Commuter Trip #61: Newbury/Rockport Line from North Station to Salem
Took a day-trip to Salem yesterday to check out the Peabody Essex Museum. It was a blustery day, so my friend Robert and I didn’t end up tooling around Salem much. The museum itself has plenty to offer, so we weren’t at a loss for things to see and do.
Robert was looking forward to the “Artful Teapot” exhibition (which was delightful), and one on the Taj Mahal (which was somewhat less than spectacular, if you ask me). I myself was looking forward to the maritime paintings, and the PEM is chock full of ‘em. Its collection is world renowned. Now I’m a big fan of landscape, seascape and skyscape painting, but when you can get all three in one, well, that’s value, people.
I’m not a naval buff or a nautical history nut, or anything. For me, it’s really all about the paintings. The play of light and shadow, the drama of the composition. That’s what it’s about for me.
Some artists and works of particular interest: Fritz Hugh Lane, a contemporary of the Hudson River School, and a pioneer of what would come to be called Luminism, is well-represented here with the aptly luminous The Steamer Britannia in a Gale, 1842, and the mystical, transcendent Twilight on Kennebec , 1849 (both below).

Another Luminist, Francis Augustus Silva, is also well-represented at the PEM. His View of Boston Harbor near Castle Island, 1872 (below), represents everything I love about the Luminists. There is an element of the Romantic in their work–the quality of light, the colors, convey a mood, a spirit. Certainly Silva was well aware of this. He himself wrote (as J.I.H. Baur recollects in an article on Silva in the November 1980 issue of Antiques):
“A picture must be more than a skillfully painted canvas; — it must tell something. Some men can never paint from memory or feeling — they give us the cold facts in the most mannered way. Many of our artists learn certain artists’ tricks and then repeat them continually, with no idea of the deeper meaning of the art, but only of the outside of things, and very trivial things at that. All earnestness of purpose is lost, and with them art becomes a useless field of affectation where their tricks of color and handling are displayed. The subject must convey no sentiment — call up no emotion, awaken no interest.”
Of course, Silva’s outlined here everything the Luminists were against. According to Lane and Silva (and other great luminists, like Jasper Francis Cropsey, the incomparable Frederick E. Church, John Frederick Kensett, and the brilliant Martin Johnson Heade–click here for samples of their work) color and light were spirit itself. And their paintings were to be not merely seen but felt. I don’t know about you, but I feel them.

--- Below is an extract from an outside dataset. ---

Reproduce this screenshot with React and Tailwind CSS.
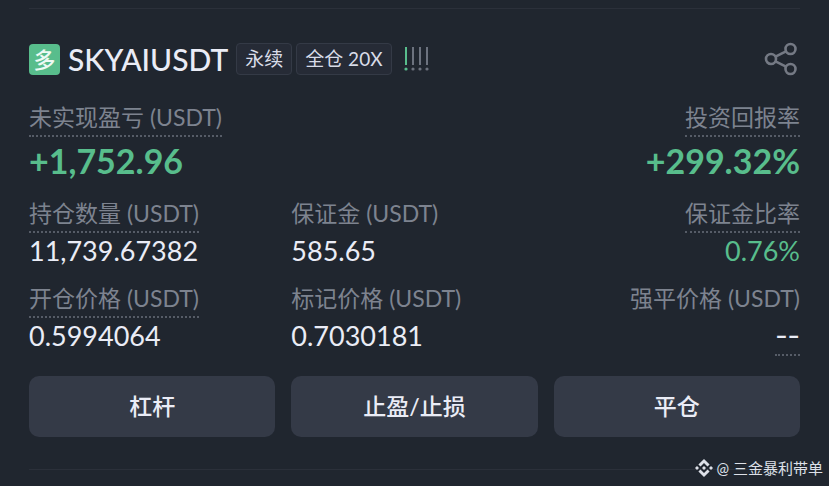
import React from 'react';

const stats = [
  { label: '持仓数量 (USDT)', value: '11,739.67382', hint: true },
  { label: '保证金 (USDT)', value: '585.65' },
  { label: '保证金比率', value: '0.76%', hint: true, align: 'right', color: 'green' },
  { label: '开仓价格 (USDT)', value: '0.5994064', hint: true },
  { label: '标记价格 (USDT)', value: '0.7030181' },
  { label: '强平价格 (USDT)', value: '--', align: 'right', empty: true },
];

const actions = ['杠杆', '止盈/止损', '平仓'];

const Label = ({ children, hint }) => (
  <span
    className={`h-9 border-b-2 border-dotted text-[23px] leading-8 whitespace-nowrap text-[#7d838f] ${
      hint ? 'border-[#565c67]' : 'border-transparent'
    }`}
  >
    {children}
  </span>
);

const Stat = ({ label, value, hint, empty, align, color }) => (
  <div className={`flex flex-col ${align === 'right' ? 'items-end' : 'items-start'}`}>
    <Label hint={hint}>{label}</Label>
    <span
      className={`border-b-2 border-dotted text-[27px] leading-9 ${
        color === 'green' ? 'text-[#58bd8c]' : 'text-[#eaecf6]'
      } ${empty ? 'border-[#565c67] font-[Inter,sans-serif]' : 'border-transparent'}`}
    >
      {value}
    </span>
  </div>
);

const Tag = ({ children }) => (
  <span className="flex h-8 items-center rounded-sm border border-[#343a46] bg-[#262b36] px-2 text-[19px] whitespace-nowrap text-[#d8dce8]">
    {children}
  </span>
);

// 风险等级，第一格亮起
const RiskLevel = () => (
  <svg width="26" height="26" viewBox="0 0 26 26" className="ml-2">
    {[1, 8, 15, 22].map((x, i) => (
      <g key={x} fill={i === 0 ? '#58bd8c' : '#6c727e'}>
        <rect x={x} y="1" width="2" height="18" />
        <circle cx={x + 1} cy="23" r="1.6" />
      </g>
    ))}
  </svg>
);

const ShareIcon = () => (
  <svg width="36" height="36" viewBox="0 0 36 36" fill="none" stroke="#747984" strokeWidth="2.6">
    <circle cx="7" cy="18" r="5" />
    <circle cx="26.500" cy="8" r="5" />
    <circle cx="26.500" cy="28" r="5" />
    <path d="M11.500 15.700L22 10.300M11.500 20.300L22 25.700" />
  </svg>
);

const BrandIcon = () => (
  <svg width="18" height="18" viewBox="0 0 18 18" fill="#dde0e8">
    <path d="M5.500 7.600L9 4.100L12.500 7.600L14.600 5.500L9 0L3.400 5.500Z" />
    <path d="M5.500 10.400L9 13.900L12.500 10.400L14.600 12.500L9 18L3.400 12.500Z" />
    <path d="M0 9L2 7L4 9L2 11ZM14 9L16 7L18 9L16 11ZM7 9L9 7L11 9L9 11Z" />
  </svg>
);

export default function App() {
  return (
    <div className="relative min-h-screen bg-[#20262f] px-[29px] pt-2 font-[Lato,'Noto_Sans_CJK_SC',sans-serif]">
      <div className="border-y border-[#2b303a] pt-8 pb-8">
        <header className="flex h-9 items-center justify-between">
          <div className="flex items-center gap-1">
            <span className="mr-1 flex size-[31px] items-center justify-center rounded-sm bg-[#58bd8c] text-[22px] font-medium text-[#eefaf4]">
              多
            </span>
            <h1 className="mr-1 text-[30px] leading-9 font-medium text-[#eaecf6]">SKYAIUSDT</h1>
            <Tag>永续</Tag>
            <Tag>全仓 20X</Tag>
            <RiskLevel />
          </div>
          <button type="button" aria-label="分享">
            <ShareIcon />
          </button>
        </header>

        <section className="mt-6 flex justify-between">
          <div className="flex flex-col items-start">
            <Label hint>未实现盈亏 (USDT)</Label>
            <strong className="text-[34px] leading-[48px] font-bold text-[#58bd8c]">+1,752.96</strong>
          </div>
          <div className="flex flex-col items-end">
            <Label hint>投资回报率</Label>
            <strong className="text-[34px] leading-[48px] font-bold text-[#58bd8c]">+299.32%</strong>
          </div>
        </section>

        <section className="mt-3 grid grid-cols-3 gap-x-4 gap-y-[11px]">
          {stats.map((item) => (
            <Stat key={item.label} {...item} />
          ))}
        </section>

        <div className="mt-5 grid grid-cols-3 gap-4">
          {actions.map((text) => (
            <button
              key={text}
              type="button"
              className="h-[61px] rounded-[10px] bg-[#343a47] text-[23px] font-medium text-[#eaecf6]"
            >
              {text}
            </button>
          ))}
        </div>
      </div>

      {/* 作者水印 */}
      <div className="absolute right-[6px] bottom-2 flex items-center gap-1 text-[15px] leading-5 text-[#dde0e8]">
        <BrandIcon />
        <span>@ 三金暴利带单</span>
      </div>
    </div>
  );
}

Aside from the odd Luminist masterpiece, which got me all panty and breathless (Robert was like, “Head between knees! I’ll go out and see if I can find you a paper bag so you don’t hyperventilate.”) there were plenty of works depicting great galleons tossed about by sea storms, shipwrecks, sea serpents, walruses and slaughtered whales, erupting volcanoes and other various and sundry natural disasters that were worth the price of the ticket by themselves.
But the PEM is so much more than nautical lore and gore. They had an exhibition called “The Owl in Art and Nature” in the interactive “idea lab” that was abfab. There was a whole wall of stuffed birds, and works that captured the uncanny nature of the creatures, like Passage, by Sachiko Akiyuma:

There’s also the Yin Yu Tang house which they moved stone by stone from
the Chinese village of Huang Cun and rebuilt on the museum grounds. If
that’s your thing. In fact, for any and all things Asian, this is the
place. If you’re turned on by Chinese, Japanese, Korean, and Asian
“export art” you’re bound to go into seizures of ecstasy at the PEM.
Just make sure you don’t swallow your tongue.

Salem’s about a half-hour by commuter rail from North Station, and the PEM is definitely worth the trip. Admission’s thirteen bucks.